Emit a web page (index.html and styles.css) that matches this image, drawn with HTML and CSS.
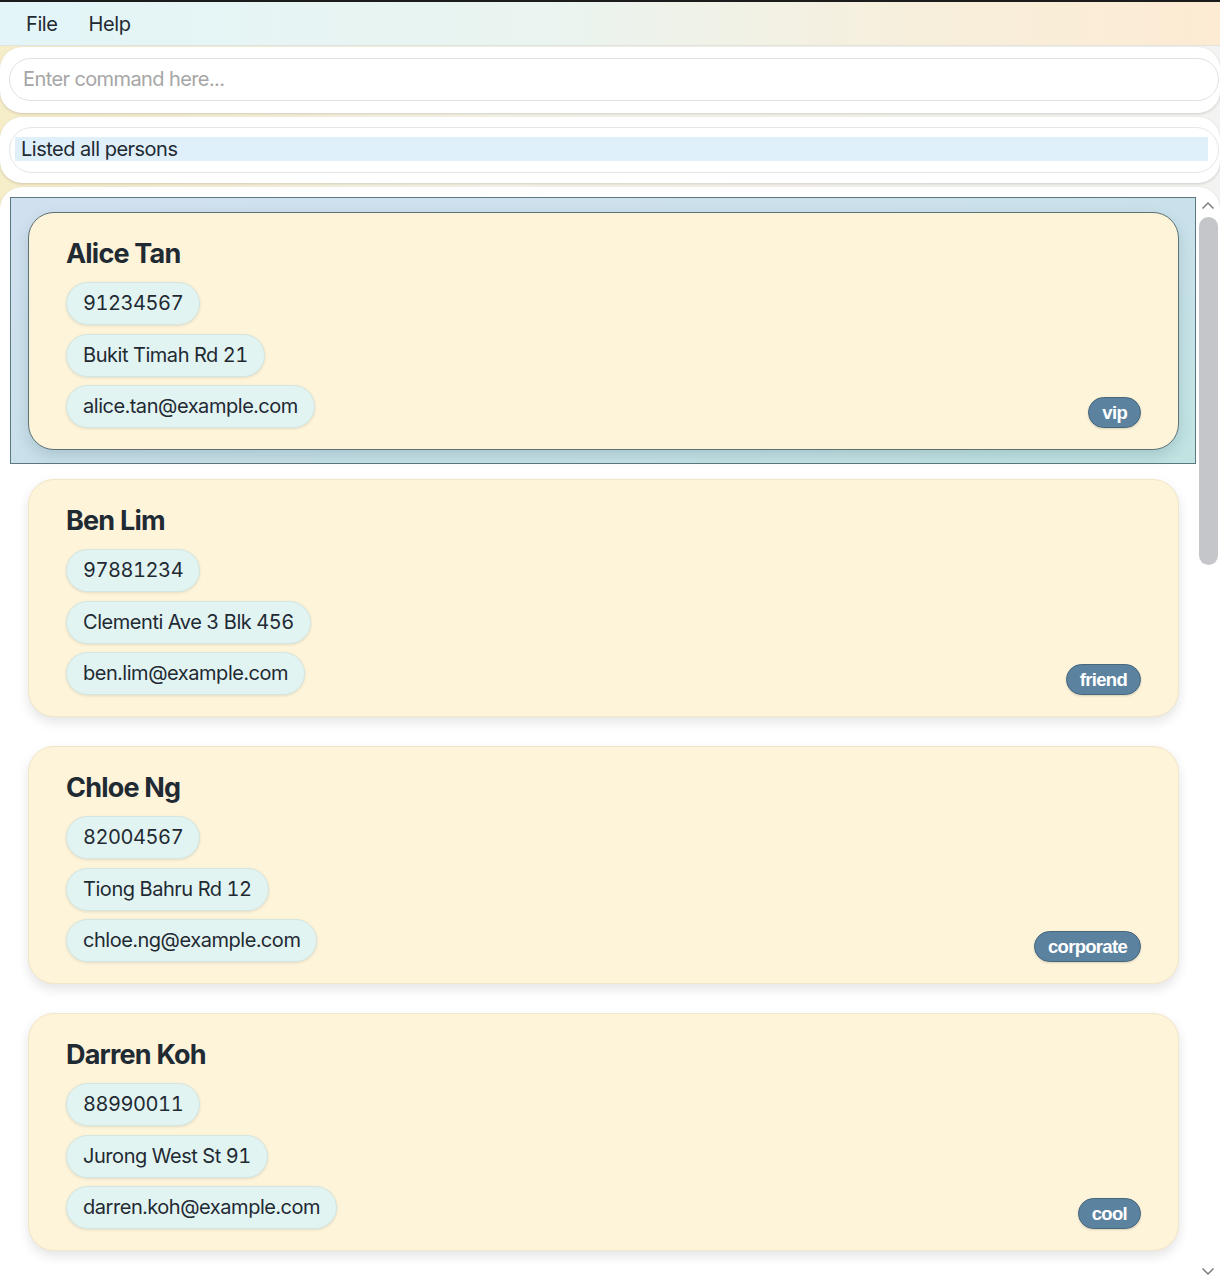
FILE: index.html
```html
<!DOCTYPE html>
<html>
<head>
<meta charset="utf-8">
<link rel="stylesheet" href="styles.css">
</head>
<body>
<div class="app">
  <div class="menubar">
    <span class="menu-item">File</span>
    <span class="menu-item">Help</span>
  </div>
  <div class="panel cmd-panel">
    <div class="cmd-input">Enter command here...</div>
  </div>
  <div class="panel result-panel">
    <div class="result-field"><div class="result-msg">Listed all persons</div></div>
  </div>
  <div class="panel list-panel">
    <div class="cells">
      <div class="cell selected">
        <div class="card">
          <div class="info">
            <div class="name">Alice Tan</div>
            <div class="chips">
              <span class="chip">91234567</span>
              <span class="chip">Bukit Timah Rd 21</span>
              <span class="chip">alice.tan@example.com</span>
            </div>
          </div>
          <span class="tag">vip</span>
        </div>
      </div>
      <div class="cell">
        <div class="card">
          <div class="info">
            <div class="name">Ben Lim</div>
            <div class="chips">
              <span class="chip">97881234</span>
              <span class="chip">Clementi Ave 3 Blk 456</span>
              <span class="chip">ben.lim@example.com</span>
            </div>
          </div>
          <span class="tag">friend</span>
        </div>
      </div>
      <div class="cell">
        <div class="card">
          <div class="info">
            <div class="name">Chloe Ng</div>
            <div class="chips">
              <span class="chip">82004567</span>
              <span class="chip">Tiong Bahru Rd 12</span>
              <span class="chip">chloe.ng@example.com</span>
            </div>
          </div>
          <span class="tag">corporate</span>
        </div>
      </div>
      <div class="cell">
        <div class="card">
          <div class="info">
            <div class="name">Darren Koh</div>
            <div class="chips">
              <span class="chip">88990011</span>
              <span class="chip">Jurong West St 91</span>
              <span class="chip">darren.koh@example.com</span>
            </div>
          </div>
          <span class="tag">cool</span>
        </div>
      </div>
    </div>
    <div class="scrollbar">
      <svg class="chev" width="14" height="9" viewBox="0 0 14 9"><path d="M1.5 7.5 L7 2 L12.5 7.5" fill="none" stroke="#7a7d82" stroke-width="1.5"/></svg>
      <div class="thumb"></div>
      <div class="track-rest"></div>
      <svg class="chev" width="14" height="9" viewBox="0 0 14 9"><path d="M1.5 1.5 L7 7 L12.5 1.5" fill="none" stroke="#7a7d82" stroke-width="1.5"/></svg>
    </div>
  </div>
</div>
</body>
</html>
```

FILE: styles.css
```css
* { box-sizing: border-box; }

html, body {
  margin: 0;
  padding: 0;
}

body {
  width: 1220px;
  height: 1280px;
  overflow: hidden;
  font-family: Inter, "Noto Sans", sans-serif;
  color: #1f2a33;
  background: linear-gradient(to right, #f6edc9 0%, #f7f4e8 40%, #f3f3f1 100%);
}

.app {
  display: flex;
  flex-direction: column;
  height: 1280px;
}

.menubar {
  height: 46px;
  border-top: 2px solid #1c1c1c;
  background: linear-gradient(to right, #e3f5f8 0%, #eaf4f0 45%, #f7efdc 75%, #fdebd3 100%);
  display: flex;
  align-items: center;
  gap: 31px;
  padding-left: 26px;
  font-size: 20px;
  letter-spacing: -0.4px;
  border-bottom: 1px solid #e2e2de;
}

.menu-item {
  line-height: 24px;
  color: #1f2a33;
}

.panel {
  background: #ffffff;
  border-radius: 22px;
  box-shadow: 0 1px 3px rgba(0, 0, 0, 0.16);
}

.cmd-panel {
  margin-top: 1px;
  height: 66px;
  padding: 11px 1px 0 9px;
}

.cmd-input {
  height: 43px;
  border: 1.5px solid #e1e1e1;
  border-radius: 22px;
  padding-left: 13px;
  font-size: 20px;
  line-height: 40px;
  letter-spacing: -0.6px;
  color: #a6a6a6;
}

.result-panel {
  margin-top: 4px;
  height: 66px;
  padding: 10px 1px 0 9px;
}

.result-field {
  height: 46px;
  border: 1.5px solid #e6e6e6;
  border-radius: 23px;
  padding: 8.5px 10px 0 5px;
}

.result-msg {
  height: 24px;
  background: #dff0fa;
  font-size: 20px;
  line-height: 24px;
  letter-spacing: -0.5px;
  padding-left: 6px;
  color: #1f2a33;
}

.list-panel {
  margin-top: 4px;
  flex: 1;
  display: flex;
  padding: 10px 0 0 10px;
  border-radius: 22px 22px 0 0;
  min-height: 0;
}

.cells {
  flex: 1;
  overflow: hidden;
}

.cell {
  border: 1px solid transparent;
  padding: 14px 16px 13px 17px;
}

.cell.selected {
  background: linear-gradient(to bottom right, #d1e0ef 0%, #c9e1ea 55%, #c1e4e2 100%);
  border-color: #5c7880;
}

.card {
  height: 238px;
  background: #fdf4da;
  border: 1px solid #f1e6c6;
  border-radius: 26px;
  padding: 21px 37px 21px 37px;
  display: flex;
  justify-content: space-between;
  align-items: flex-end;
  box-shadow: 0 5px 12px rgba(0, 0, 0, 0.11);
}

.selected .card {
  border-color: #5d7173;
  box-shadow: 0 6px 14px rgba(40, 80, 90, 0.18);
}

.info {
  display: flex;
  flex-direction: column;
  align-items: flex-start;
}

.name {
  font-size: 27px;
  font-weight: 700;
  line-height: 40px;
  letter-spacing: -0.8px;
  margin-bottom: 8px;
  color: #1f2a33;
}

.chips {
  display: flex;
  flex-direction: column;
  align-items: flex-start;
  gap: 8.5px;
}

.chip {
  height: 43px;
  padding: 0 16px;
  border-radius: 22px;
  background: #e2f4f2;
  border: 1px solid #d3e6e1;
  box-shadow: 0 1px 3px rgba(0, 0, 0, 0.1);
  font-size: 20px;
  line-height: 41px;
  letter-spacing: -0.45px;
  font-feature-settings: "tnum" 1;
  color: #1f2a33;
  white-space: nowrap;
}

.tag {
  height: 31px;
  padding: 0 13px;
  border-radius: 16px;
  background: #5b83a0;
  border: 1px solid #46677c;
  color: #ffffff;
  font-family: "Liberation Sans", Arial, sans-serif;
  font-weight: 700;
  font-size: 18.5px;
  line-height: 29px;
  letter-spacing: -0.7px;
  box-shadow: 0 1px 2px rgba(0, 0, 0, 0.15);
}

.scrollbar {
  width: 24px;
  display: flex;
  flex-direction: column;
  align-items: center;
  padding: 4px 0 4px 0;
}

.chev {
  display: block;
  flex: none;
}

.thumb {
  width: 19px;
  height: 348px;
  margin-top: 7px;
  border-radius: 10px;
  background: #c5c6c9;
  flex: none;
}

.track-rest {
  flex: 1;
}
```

···

* [Your objective]:
Repeat the listing verbatim. Skip the pictures.

* [Worked answer]:
Emit a web page (index.html and styles.css) that matches this image, drawn with HTML and CSS.
FILE: index.html
```html
<!DOCTYPE html>
<html>
<head>
<meta charset="utf-8">
<link rel="stylesheet" href="styles.css">
</head>
<body>
<div class="app">
  <div class="menubar">
    <span class="menu-item">File</span>
    <span class="menu-item">Help</span>
  </div>
  <div class="panel cmd-panel">
    <div class="cmd-input">Enter command here...</div>
  </div>
  <div class="panel result-panel">
    <div class="result-field"><div class="result-msg">Listed all persons</div></div>
  </div>
  <div class="panel list-panel">
    <div class="cells">
      <div class="cell selected">
        <div class="card">
          <div class="info">
            <div class="name">Alice Tan</div>
            <div class="chips">
              <span class="chip">91234567</span>
              <span class="chip">Bukit Timah Rd 21</span>
              <span class="chip">alice.tan@example.com</span>
            </div>
          </div>
          <span class="tag">vip</span>
        </div>
      </div>
      <div class="cell">
        <div class="card">
          <div class="info">
            <div class="name">Ben Lim</div>
            <div class="chips">
              <span class="chip">97881234</span>
              <span class="chip">Clementi Ave 3 Blk 456</span>
              <span class="chip">ben.lim@example.com</span>
            </div>
          </div>
          <span class="tag">friend</span>
        </div>
      </div>
      <div class="cell">
        <div class="card">
          <div class="info">
            <div class="name">Chloe Ng</div>
            <div class="chips">
              <span class="chip">82004567</span>
              <span class="chip">Tiong Bahru Rd 12</span>
              <span class="chip">chloe.ng@example.com</span>
            </div>
          </div>
          <span class="tag">corporate</span>
        </div>
      </div>
      <div class="cell">
        <div class="card">
          <div class="info">
            <div class="name">Darren Koh</div>
            <div class="chips">
              <span class="chip">88990011</span>
              <span class="chip">Jurong West St 91</span>
              <span class="chip">darren.koh@example.com</span>
            </div>
          </div>
          <span class="tag">cool</span>
        </div>
      </div>
    </div>
    <div class="scrollbar">
      <svg class="chev" width="14" height="9" viewBox="0 0 14 9"><path d="M1.5 7.5 L7 2 L12.5 7.5" fill="none" stroke="#7a7d82" stroke-width="1.5"/></svg>
      <div class="thumb"></div>
      <div class="track-rest"></div>
      <svg class="chev" width="14" height="9" viewBox="0 0 14 9"><path d="M1.5 1.5 L7 7 L12.5 1.5" fill="none" stroke="#7a7d82" stroke-width="1.5"/></svg>
    </div>
  </div>
</div>
</body>
</html>
```

FILE: styles.css
```css
* { box-sizing: border-box; }

html, body {
  margin: 0;
  padding: 0;
}

body {
  width: 1220px;
  height: 1280px;
  overflow: hidden;
  font-family: Inter, "Noto Sans", sans-serif;
  color: #1f2a33;
  background: linear-gradient(to right, #f6edc9 0%, #f7f4e8 40%, #f3f3f1 100%);
}

.app {
  display: flex;
  flex-direction: column;
  height: 1280px;
}

.menubar {
  height: 46px;
  border-top: 2px solid #1c1c1c;
  background: linear-gradient(to right, #e3f5f8 0%, #eaf4f0 45%, #f7efdc 75%, #fdebd3 100%);
  display: flex;
  align-items: center;
  gap: 31px;
  padding-left: 26px;
  font-size: 20px;
  letter-spacing: -0.4px;
  border-bottom: 1px solid #e2e2de;
}

.menu-item {
  line-height: 24px;
  color: #1f2a33;
}

.panel {
  background: #ffffff;
  border-radius: 22px;
  box-shadow: 0 1px 3px rgba(0, 0, 0, 0.16);
}

.cmd-panel {
  margin-top: 1px;
  height: 66px;
  padding: 11px 1px 0 9px;
}

.cmd-input {
  height: 43px;
  border: 1.5px solid #e1e1e1;
  border-radius: 22px;
  padding-left: 13px;
  font-size: 20px;
  line-height: 40px;
  letter-spacing: -0.6px;
  color: #a6a6a6;
}

.result-panel {
  margin-top: 4px;
  height: 66px;
  padding: 10px 1px 0 9px;
}

.result-field {
  height: 46px;
  border: 1.5px solid #e6e6e6;
  border-radius: 23px;
  padding: 8.5px 10px 0 5px;
}

.result-msg {
  height: 24px;
  background: #dff0fa;
  font-size: 20px;
  line-height: 24px;
  letter-spacing: -0.5px;
  padding-left: 6px;
  color: #1f2a33;
}

.list-panel {
  margin-top: 4px;
  flex: 1;
  display: flex;
  padding: 10px 0 0 10px;
  border-radius: 22px 22px 0 0;
  min-height: 0;
}

.cells {
  flex: 1;
  overflow: hidden;
}

.cell {
  border: 1px solid transparent;
  padding: 14px 16px 13px 17px;
}

.cell.selected {
  background: linear-gradient(to bottom right, #d1e0ef 0%, #c9e1ea 55%, #c1e4e2 100%);
  border-color: #5c7880;
}

.card {
  height: 238px;
  background: #fdf4da;
  border: 1px solid #f1e6c6;
  border-radius: 26px;
  padding: 21px 37px 21px 37px;
  display: flex;
  justify-content: space-between;
  align-items: flex-end;
  box-shadow: 0 5px 12px rgba(0, 0, 0, 0.11);
}

.selected .card {
  border-color: #5d7173;
  box-shadow: 0 6px 14px rgba(40, 80, 90, 0.18);
}

.info {
  display: flex;
  flex-direction: column;
  align-items: flex-start;
}

.name {
  font-size: 27px;
  font-weight: 700;
  line-height: 40px;
  letter-spacing: -0.8px;
  margin-bottom: 8px;
  color: #1f2a33;
}

.chips {
  display: flex;
  flex-direction: column;
  align-items: flex-start;
  gap: 8.5px;
}

.chip {
  height: 43px;
  padding: 0 16px;
  border-radius: 22px;
  background: #e2f4f2;
  border: 1px solid #d3e6e1;
  box-shadow: 0 1px 3px rgba(0, 0, 0, 0.1);
  font-size: 20px;
  line-height: 41px;
  letter-spacing: -0.45px;
  font-feature-settings: "tnum" 1;
  color: #1f2a33;
  white-space: nowrap;
}

.tag {
  height: 31px;
  padding: 0 13px;
  border-radius: 16px;
  background: #5b83a0;
  border: 1px solid #46677c;
  color: #ffffff;
  font-family: "Liberation Sans", Arial, sans-serif;
  font-weight: 700;
  font-size: 18.5px;
  line-height: 29px;
  letter-spacing: -0.7px;
  box-shadow: 0 1px 2px rgba(0, 0, 0, 0.15);
}

.scrollbar {
  width: 24px;
  display: flex;
  flex-direction: column;
  align-items: center;
  padding: 4px 0 4px 0;
}

.chev {
  display: block;
  flex: none;
}

.thumb {
  width: 19px;
  height: 348px;
  margin-top: 7px;
  border-radius: 10px;
  background: #c5c6c9;
  flex: none;
}

.track-rest {
  flex: 1;
}
```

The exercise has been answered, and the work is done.